● **TASK TO CARRY OUT**:
The listing below begins with the first line you should copy; stop after the line containing "string; value: string;", and drop every picture.

● **DATA SEGMENT**:
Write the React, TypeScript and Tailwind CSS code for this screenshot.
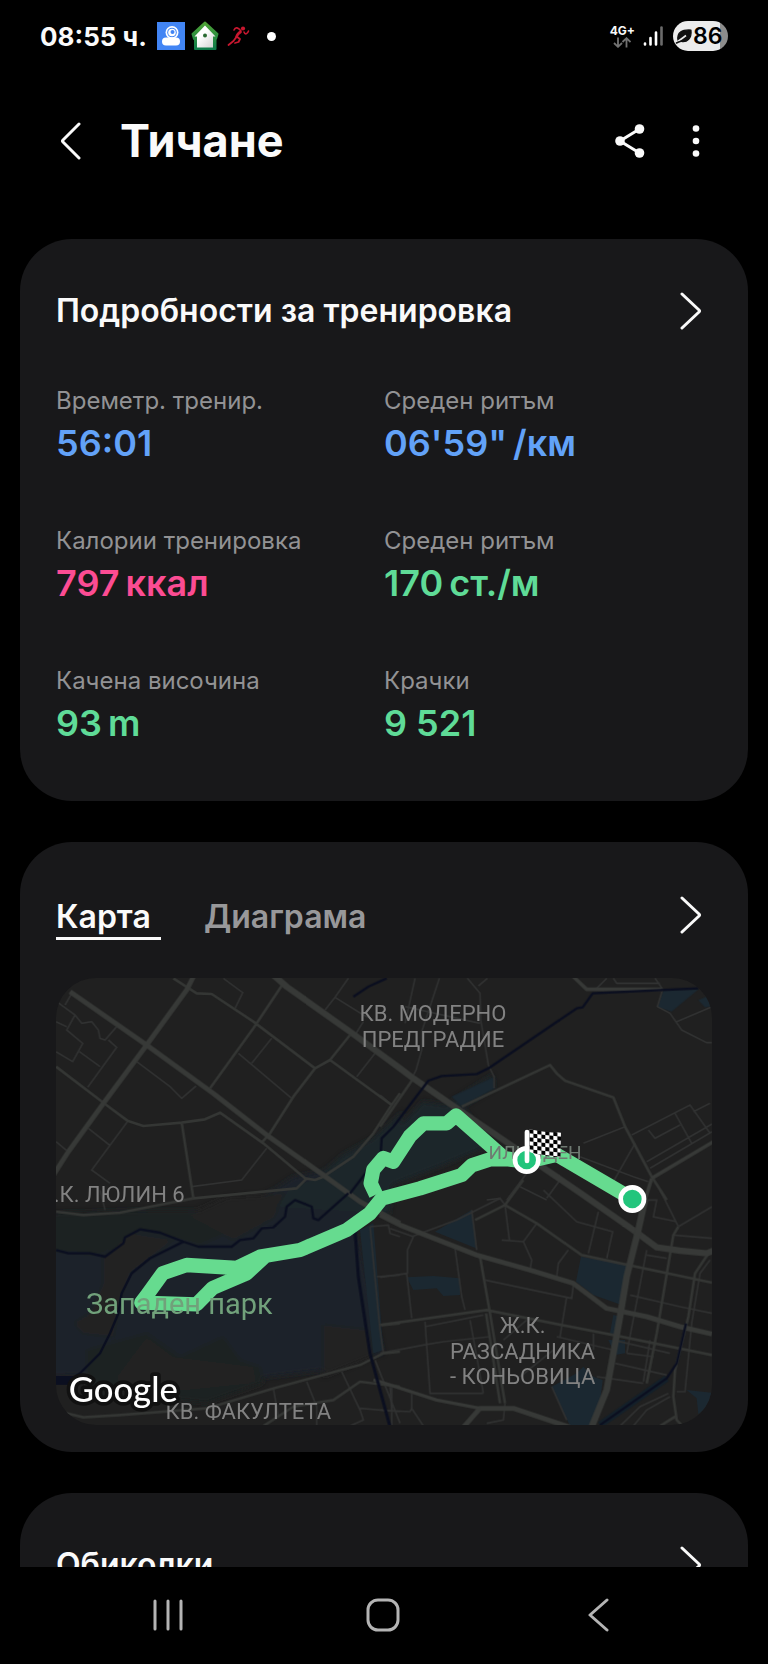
import type { ReactNode } from "react";

type Stat = { label: string; value: string; unit?: string; color: string };

const stats: Stat[] = [
  { label: "Времетр. тренир.", value: "56:01", color: "text-[#62a2f8]" },
  { label: "Среден ритъм", value: "06'59\"", unit: "/км", color: "text-[#62a2f8]" },
  { label: "Калории тренировка", value: "797", unit: "ккал", color: "text-[#fc4c93]" },
  { label: "Среден ритъм", value: "170", unit: "ст./м", color: "text-[#5fdb97]" },
  { label: "Качена височина", value: "93", unit: "m", color: "text-[#5fdb97]" },
  { label: "Крачки", value: "9 521", color: "text-[#5fdb97]" },
];

function Card({ children, className = "" }: { children: ReactNode; className?: string }) {
  return (
    <section className={`rounded-[52px] bg-[#18181a] px-9 pt-12 ${className}`}>
      {children}
    </section>
  );
}

function ChevronRight() {
  return (
    <svg className="h-10 w-6" viewBox="0 0 24 40" fill="none" stroke="currentColor" strokeWidth="3" strokeLinecap="round" strokeLinejoin="round">
      <path d="M2 3 L19 19 Q20 20 19 21 L2 37" />
    </svg>
  );
}

function OpenButton({ label }: { label: string }) {
  return (
    <button type="button" aria-label={label} className="mr-2 text-[#fafafa]">
      <ChevronRight />
    </button>
  );
}

function StatusBar() {
  return (
    <div className="flex h-[72px] items-center justify-between px-10">
      <div className="flex items-center">
        <span className="text-[26px] font-bold">08:55 ч.</span>
        <svg className="ml-[10px] h-7 w-7" viewBox="0 0 28 28">
          <rect width="28" height="28" fill="#4285f4" />
          <circle cx="15" cy="10.500" r="6.500" fill="#fff" />
          <circle cx="15" cy="10.500" r="4.800" fill="#4285f4" />
          <circle cx="15" cy="10.500" r="3.800" fill="#fff" />
          <circle cx="15.500" cy="10" r="2" fill="#4285f4" />
          <rect x="5" y="15.500" width="18" height="8" rx="4" fill="#fff" />
        </svg>
        <svg className="ml-1.5 h-[30px] w-7" viewBox="0 0 28 30">
          <defs>
            <linearGradient id="house" x1="0" y1="0" x2="0" y2="1">
              <stop offset="0" stopColor="#4fa335" />
              <stop offset="1" stopColor="#0f7b4a" />
            </linearGradient>
            <linearGradient id="wall" x1="0" y1="0" x2="1" y2="1">
              <stop offset="0.4" stopColor="#fff" />
              <stop offset="1" stopColor="#cfcfcf" />
            </linearGradient>
          </defs>
          <path d="M14 1.500 L26.500 13 L25 18 H24.500 V28 H4 V18 H3 L1.500 13Z" fill="url(#house)" stroke="url(#house)" strokeWidth="2" strokeLinejoin="round" />
          <path d="M14 4.500 L24.500 15.500 H22 V26.500 H6 V15.500 H3.500Z" fill="url(#wall)" />
          <circle cx="14" cy="14.500" r="2" fill="#2b6b33" />
        </svg>
        <svg className="ml-2 h-6 w-6" viewBox="0 0 24 24" fill="none" stroke="#c8172f" strokeLinecap="round" strokeLinejoin="round">
          <circle cx="16" cy="4.500" r="2.100" fill="#c8172f" stroke="none" />
          <path d="M17 8 C18 11 20.500 10 21.500 7" strokeWidth="1.600" />
          <path d="M7 6 C8.500 2.500 11 3.500 14 7" strokeWidth="1.600" />
          <path d="M13.500 8 C11.500 9 10 11 9.500 13" strokeWidth="2.600" />
          <path d="M9.500 12.500 L13 15 L11.500 18 L8 19" strokeWidth="1.800" />
          <path d="M9 13.500 L6.500 17 L1.500 21" strokeWidth="1.800" />
        </svg>
        <span className="ml-4 h-[9px] w-[9px] rounded-full bg-white" />
      </div>

      <div className="flex items-center">
        <div className="flex flex-col items-center">
          <span className="text-xs leading-[13px] font-bold">4G+</span>
          <svg className="h-[11px] w-[18px]" viewBox="0 0 18 11" fill="none" stroke="#737373" strokeWidth="1.800">
            <path d="M5 0.500 V9.500 M1 6 L5 9.800 L9 6" />
            <path d="M13.500 10.500 V1.500 M9.500 5 L13.500 1.200 L17.500 5" />
          </svg>
        </div>
        <svg className="ml-2 h-[22px] w-5" viewBox="0 0 20 22" strokeWidth="2.600" strokeLinecap="round">
          <path d="M2 18.500 V19.500 M7.500 13 V19.500 M13 7.500 V19.500" stroke="#fff" />
          <path d="M18.500 2.500 V19.500" stroke="#6b6b6b" />
        </svg>
        <div className="ml-[10px] flex h-[30px] w-[55px] items-center overflow-hidden rounded-full bg-linear-to-r from-[#ececec] from-86% to-[#8c8c8c] to-86% text-black">
          <svg className="ml-[2px] h-5 w-[18px] shrink-0" viewBox="0 0 18 20">
            <path d="M3 14.500 C1.500 6 7 3.500 16 4 C17 12.500 12 16.500 6.500 15.500Z" fill="#111" stroke="#111" strokeWidth="1.200" strokeLinejoin="round" />
            <path d="M1.500 16.500 L11 9.500" stroke="#ececec" strokeWidth="1.600" />
            <path d="M1.500 17 C4 15.500 5 15.500 7 15" fill="none" stroke="#111" strokeWidth="1.600" strokeLinecap="round" />
          </svg>
          <span className="text-[23px] leading-[30px] font-semibold">86</span>
        </div>
      </div>
    </div>
  );
}

function Header() {
  return (
    <header className="flex h-[138px] items-center px-[60px]">
      <button type="button" aria-label="Назад">
        <svg className="h-10 w-6" viewBox="0 0 24 40" fill="none" stroke="#fafafa" strokeWidth="3" strokeLinecap="round" strokeLinejoin="round">
          <path d="M19 3 L3 19 Q2 20 3 21 L19 37" />
        </svg>
      </button>
      <h1 className="ml-9 text-[45px] leading-[56px] font-bold">Тичане</h1>
      <button type="button" aria-label="Споделяне" className="ml-auto">
        <svg className="h-9 w-8" viewBox="0 0 32 36" fill="#fafafa">
          <path d="M25.500 6 L6 18 L25.500 30" fill="none" stroke="#fafafa" strokeWidth="3" />
          <circle cx="25.500" cy="6" r="4.800" />
          <circle cx="6" cy="18" r="4.800" />
          <circle cx="25.500" cy="30" r="4.800" />
        </svg>
      </button>
      <button type="button" aria-label="Още опции" className="ml-[38px]">
        <svg className="h-9 w-6" viewBox="0 0 24 36" fill="#fafafa">
          <circle cx="12" cy="5.500" r="3.300" />
          <circle cx="12" cy="18" r="3.300" />
          <circle cx="12" cy="30.500" r="3.300" />
        </svg>
      </button>
    </header>
  );
}

// The map is drawn at three units per pixel, in four quarters.
function MapView() {
  return (
    <svg className="mt-[38px] block h-auto w-full rounded-[40px]" viewBox="0 0 1968 1341" role="img" aria-label="Карта на маршрута">
      <defs>
        <pattern id="checks" width="24" height="24" patternUnits="userSpaceOnUse" patternTransform="translate(448 508) skewY(6)">
          <rect width="24" height="24" fill="#fff" />
          <path d="M0 0h12v12H0z M12 12h12v12H12z" fill="#000" />
        </pattern>
        <filter id="soft" x="-10%" y="-10%" width="120%" height="120%">
          <feGaussianBlur stdDeviation="8" />
        </filter>
      </defs>
      <rect width="1968" height="1341" fill="#202020" />

      {/* parks */}
      <g filter="url(#soft)">
        <g transform="translate(-48 636)">
          <path d="M0 70 L300 60 L560 60 L700 0 L760 -40 L860 -60 L1000 60 L950 120 L1030 490 L860 540 L660 565 L640 540 L0 560Z" fill="#1a242a" />
          <path d="M0 70 L440 60 L560 130 L480 165 L300 118 L250 150 L180 195 L0 180Z" fill="#1e2323" />
          <path d="M270 130 L400 150 L270 250 L240 330 L220 440 L130 430 L100 400 L150 370 L190 280 L190 200Z" fill="#202121" />
          <path d="M440 75 L580 150 L700 85 L740 10 L560 20Z" fill="#202121" />
          <path d="M850 405 L985 420 L1000 500 L850 560Z" fill="#202121" />
          <path d="M140 480 L320 430 L420 500 L550 440 L600 510 L660 530 L670 580 L500 640 L140 600Z" fill="#1e2221" />
          <path d="M320 440 L400 500 L560 520 L640 530 L650 580 L250 620 L230 560Z" fill="#202121" />
        </g>
        <path d="M1040 400 L950 480 L860 530 L780 600 L700 630 L660 690 L1000 710Z" fill="#1b2529" />
        <path d="M960 520 L1100 370 L1170 380 L1310 290 L1315 330 L1220 386 L1310 500 L1152 566 L960 640Z" fill="#1b252b" />
      </g>
      <g transform="translate(972 -54)" fill="#1b2831">
        <path d="M850 90 L955 88 L875 155 L832 142Z M955 120 L990 105 L996 140 L975 142Z" />
        <path d="M215 410 L340 352 L345 385 L245 438Z" />
      </g>
      <g transform="translate(972 636)" fill="#1b2831">
        <path d="M165 125 L275 60 L288 175Z" />
        <path d="M80 262 L160 258 L240 265 L240 315 L190 318 L170 295 L100 300Z" />
        <path d="M603 200 L745 225 L725 345 L640 315 L588 275Z" />
        <path d="M700 375 L722 380 L705 435 L690 430Z M685 450 L735 450 L735 490 L705 495Z" />
        <path d="M515 590 L590 550 L610 530 L640 560 L668 570 L660 640 L630 705 L570 708Z" />
        <path d="M920 600 L994 608 L985 650 L955 672 L950 625Z" />
        <path d="M-60 120 L-20 100 L10 480 L-20 490Z" />
      </g>

      {/* small streets */}
      <g fill="none" stroke="#313232" strokeWidth="5">
        <path
          transform="translate(-48 -54)"
          d="M550 55 L608 98 L585 145 M925 55 L885 112 L855 150 M885 112 L970 165 L1000 180 M970 185 L945 225 M695 235 L635 310 M595 280 L755 415 M1005 280 L950 350 M95 100 L75 135 M50 125 L105 165 L80 210 L128 250 L98 305 L48 275 M105 165 L125 190 L155 185 L175 210 L180 235 L195 240 L230 200 M205 240 L230 262 L143 382 M118 275 L180 320 M48 185 L80 200 M290 305 L390 380 L425 415 L468 378 M145 505 L208 555 M262 485 L155 630 L210 670 M48 545 L80 572 M455 680 L605 660 L680 565"
        />
        <path
          transform="translate(972 -54)"
          d="M105 55 L75 190 M178 55 L125 215 L125 270 L108 330 L98 350 M75 140 L300 190 M262 55 L300 100 L302 180 L325 315 L342 350 L342 385 M295 78 L322 55 M0 405 L35 435 M735 500 L610 550 M700 55 L710 70 L840 70 M650 85 L680 55 M825 55 L848 88 L832 140 L870 160 L905 210 L980 248 L996 248 M890 185 L996 140 M755 525 L930 435 L990 520 M885 460 L935 550 M805 510 L825 535 L900 495 M940 455 L990 430 M800 605 L996 492 M810 625 L996 515 M765 550 L700 665 M600 590 L760 650 L805 665 M440 640 L380 720 M420 680 L500 720 M540 660 L500 715 M320 720 L360 715"
        />
        <path
          transform="translate(-48 636)"
          d="M195 60 L180 0 M700 595 L715 680 M800 575 L830 650 L830 708 M905 545 L960 660 L970 690 L930 708 M960 655 L1080 665 M1005 510 L1080 700 M1055 590 L1055 708 M990 110 L1020 420 L1030 490 M990 110 L1045 105 L1050 130 L1080 140 M1010 260 L1080 255"
        />
        <path
          transform="translate(972 636)"
          d="M375 45 L388 150 M365 150 L430 155 L455 210 L450 240 M430 155 L470 100 M275 60 L290 180 M95 140 L230 90 L360 25 L375 45 M30 115 L100 140 L82 180 L82 250 L0 262 M80 250 L95 385 M225 175 L245 320 L255 360 M315 270 L575 325 L580 285 M560 320 L540 440 M565 180 L535 220 L530 260 M490 0 L590 95 L698 125 L680 205 M655 65 L625 190 M895 110 L996 50 M840 0 L895 110 M800 30 L830 30 L820 80 L890 95 M880 135 L996 145 M800 180 L740 490 M800 195 L860 205 M750 315 L900 350 L996 370 M705 520 L860 555 M700 450 L870 490 M740 490 L820 500 M810 450 L790 575 M990 210 L960 250 L935 400 L915 605 L890 605 M0 490 L130 465 L190 455 L330 440 M135 395 L150 610 L310 610 M135 410 L310 375 M270 390 L310 610 M30 590 L35 660 M95 610 L95 655 L130 708 M0 660 L90 665 L95 655 M515 590 L560 690 M370 450 L440 390 M420 560 L520 480 M530 440 L700 480 M640 430 L640 480 M650 560 L790 580 M870 620 L800 660 L760 708 M865 610 L780 650 L720 708 M320 700 L370 690 L375 640"
        />
      </g>

      {/* streets */}
      <g fill="none" stroke="#343634" strokeWidth="8" strokeLinejoin="round">
        <path
          transform="translate(-48 -54)"
          d="M400 55 L470 100 L515 102 L640 185 L825 325 L870 300 L930 225 M730 70 L640 205 L510 385 M825 325 L760 410 L690 520 L665 548 M870 300 L1055 435 L1080 400 M1055 435 L1000 520 L940 590 L850 650 L825 660 L795 655 L670 550 L540 458 L495 478 L425 488 L310 498 L262 482 L195 432 L48 320 M425 488 L460 715 L770 685 L800 655"
        />
        <path
          transform="translate(972 -54)"
          d="M100 355 L0 500 M245 440 L510 315 L530 340 L555 362 L700 412 L735 500 L815 650 L860 720"
        />
        <path
          transform="translate(-48 636)"
          d="M48 65 L130 75 L240 68 L460 25 M60 665 L130 682 L240 675 L500 655 L700 595 L960 525 L1030 490 L1080 485 M670 708 L760 650 L880 630 L960 575 L1080 590 M1025 405 L1080 400"
        />
        <path
          transform="translate(972 636)"
          d="M375 45 L430 -30 M285 90 L375 45 M375 45 L470 100 L605 195 L745 225 L996 278 M300 200 L330 370 L375 640 M318 370 L360 640 M0 405 L320 360 L545 405 L700 435 L996 495 M895 110 L880 135 L830 430 L800 580 M985 190 L945 250 L925 380 L885 540 L880 620 L890 690 L905 705 M885 680 L840 708"
        />
      </g>

      {/* avenues */}
      <g fill="none" stroke="#373937" strokeWidth="15" strokeLinejoin="round">
        <path transform="translate(-48 -54)" d="M90 95 L320 255 L520 400 L680 525 L850 645 L960 725 L1080 790 M460 50 L440 90 L320 255 L190 430 L85 575 L40 645" />
        <path transform="translate(-48 -54)" strokeWidth="19" d="M700 45 L740 80 L930 215 L1080 325 L1120 355 L1250 445 L1420 560 L1520 630 L1630 705 L1780 810 L1850 862 L1920 872 L2000 880 L2020 872" />
        <path transform="translate(972 -54)" d="M580 50 L620 88 L845 88 M815 655 L1000 545 M815 655 L795 720" strokeWidth="11" />
        <path transform="translate(972 636)" d="M0 75 L60 105 L290 195 L450 240 L580 280 L680 355 L800 380 L900 410 L996 432 M250 712 L300 655 L400 655 L570 712" />
        <path transform="translate(972 636)" d="M795 30 L775 120 L740 260 L720 380 L680 600 L635 710" strokeWidth="20" />
        <path transform="translate(972 636)" d="M-20 570 L0 575 L170 630 L300 655" strokeWidth="10" />
      </g>

      {/* rivers */}
      <g fill="none" stroke="#0b0f20" strokeWidth="7" strokeLinejoin="round">
        <path transform="translate(972 -54)" d="M955 85 L638 100 L608 142 L590 145 L325 325 L290 342 L185 348 L145 362 L40 500 L5 535 L2 580 L-90 700" />
        <path transform="translate(-48 -54)" d="M940 110 L985 80 L1040 55" />
        <path transform="translate(-48 636)" d="M925 10 L835 90 L820 85 L815 50 L765 30 L740 50 L735 80 L700 112 L665 115 L640 145 L600 150 L575 170 L475 170 L430 155 L360 128 L300 118 L255 142 L250 160 L195 200 L150 190 L85 190 L48 180" />
        <path transform="translate(-48 636)" d="M430 155 L330 205 L275 250 L245 310 L235 370 L210 430 L180 490 L120 550 L85 575" />
        <path transform="translate(-48 636)" d="M40 572 L100 572" strokeWidth="26" />
        <path transform="translate(-48 636)" d="M945 120 L955 260 L990 490 L1050 710" strokeWidth="9" />
        <path transform="translate(972 636)" d="M660 705 L860 565" stroke="#14202a" strokeWidth="20" />
        <path transform="translate(972 636)" d="M918 400 L890 520 L860 565 L660 705" />
      </g>

      {/* route */}
      <g fill="none" stroke="#66db8f" strokeWidth="43" strokeLinejoin="round">
        <path d="M1729 663 L1502 530 L1412 551 L1345 540 L1200 412 L1172 436 L1102 436 L1062 474 L1012 551 L982 540 L952 575 L944 616 L960 650" />
        <path d="M1412 551 L1357 544 L1302 544 L1247 562 L1217 591 L1092 631 L977 662 L942 706 L872 756 L732 816 L612 836 L542 870 L392 861 L320 886 L274 950 L256 974 L422 979 L470 930 L572 886 L632 830" />
      </g>

      {/* place names */}
      <g className="font-['Roboto']" fill="#828282" fontSize="66" textAnchor="middle">
        <text x="1131" y="129">КВ. МОДЕРНО</text>
        <text x="1131" y="206">ПРЕДГРАДИЕ</text>
        <text x="1437" y="542" fontSize="57" fill="#6f7a72">ИЛИНДЕН</text>
        <text x="386" y="673" textAnchor="end">.К. ЛЮЛИН 6</text>
        <text x="370" y="1007" fontSize="87" fill="#71a17b">Западен парк</text>
        <text x="577" y="1322">КВ. ФАКУЛТЕТА</text>
        <text x="1400" y="1065">Ж.К.</text>
        <text x="1400" y="1142">РАЗСАДНИКА</text>
        <text x="1400" y="1219">- КОНЬОВИЦА</text>
      </g>
      <text x="38" y="1273" className="font-['Lato'] font-medium" fontSize="104" fill="#fff" stroke="#111" strokeWidth="22" strokeLinejoin="round" paintOrder="stroke">
        Google
      </text>

      {/* start and finish */}
      <g transform="translate(972 -54)">
        <circle cx="757" cy="717" r="35" fill="#22c57c" stroke="#fff" strokeWidth="14" />
        <circle cx="440" cy="600" r="35" fill="#22c57c" stroke="#fff" strokeWidth="14" />
        <path d="M448 508 C480 512 505 522 543 515 L541 592 C505 590 480 585 448 576Z" fill="url(#checks)" />
        <path d="M441 516 V603" stroke="#fff" strokeWidth="14" strokeLinecap="round" />
      </g>
    </svg>
  );
}

function NavBar() {
  return (
    <nav className="grid h-[97px] shrink-0 grid-cols-3 items-center px-[60px] text-[#b4b4b4]">
      <button type="button" aria-label="Последни" className="flex justify-center">
        <svg className="h-9 w-9" viewBox="0 0 36 36" stroke="currentColor" strokeWidth="3" strokeLinecap="round">
          <path d="M5 3 V31 M18 3 V31 M31 3 V31" />
        </svg>
      </button>
      <button type="button" aria-label="Начало" className="flex justify-center">
        <svg className="h-9 w-9" viewBox="0 0 36 36" fill="none" stroke="currentColor" strokeWidth="3">
          <rect x="2" y="2" width="30" height="30" rx="10" />
        </svg>
      </button>
      <button type="button" aria-label="Назад" className="flex justify-center">
        <svg className="h-9 w-9" viewBox="0 0 36 36" fill="none" stroke="currentColor" strokeWidth="3" strokeLinecap="round" strokeLinejoin="round">
          <path d="M25 2 L8 17 L25 32" />
        </svg>
      </button>
    </nav>
  );
}

export default function App() {
  return (
    <div lang="bg" className="flex h-screen flex-col bg-black font-['Inter',sans-serif] text-[#fafafa]">
      <StatusBar />
      <Header />

      <main className="flex min-h-0 flex-1 flex-col gap-[41px] overflow-hidden px-5 pt-[29px] *:shrink-0">
        {/* Workout details */}
        <Card className="pb-[54px]">
          <div className="flex h-12 items-center justify-between">
            <h2 className="text-[32px] leading-10 font-semibold">Подробности за тренировка</h2>
            <OpenButton label="Подробности за тренировка" />
          </div>
          <dl className="mt-[50px] grid grid-cols-2 gap-y-[58px]">
            {stats.map((s, i) => (
              <div key={i}>
                <dt className="text-2xl leading-8 text-[#929294]">{s.label}</dt>
                <dd className={`mt-[2px] flex gap-1.5 text-[36px] leading-[48px] font-semibold ${s.color}`}>
                  <span>{s.value}</span>
                  {s.unit && <span>{s.unit}</span>}
                </dd>
              </div>
            ))}
          </dl>
        </Card>

        {/* Map */}
        <Card className="pb-[27px]">
          <div className="flex items-center justify-between">
            <div className="flex gap-[43px] text-[32px] leading-10 font-semibold">
              <button type="button" className="min-w-[105px] border-b-[3px] border-[#fafafa] pt-[7px] text-left">
                Карта
              </button>
              <button type="button" className="border-b-[3px] border-transparent pt-[7px] text-[#98989a]">
                Диаграма
              </button>
            </div>
            <OpenButton label="Отваряне на картата" />
          </div>
          <MapView />
        </Card>

        {/* Laps */}
        <Card className="pb-12">
          <div className="flex h-12 items-center justify-between">
            <h2 className="text-[32px] leading-10 font-semibold">Обиколки</h2>
            <OpenButton label="Обиколки" />
          </div>
        </Card>
      </main>

      <NavBar />
    </div>
  );
}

● **RESULT OF THIS EXERCISE**:
Write the React, TypeScript and Tailwind CSS code for this screenshot.
import type { ReactNode } from "react";

type Stat = { label: string; value: string; unit?: string; color: string };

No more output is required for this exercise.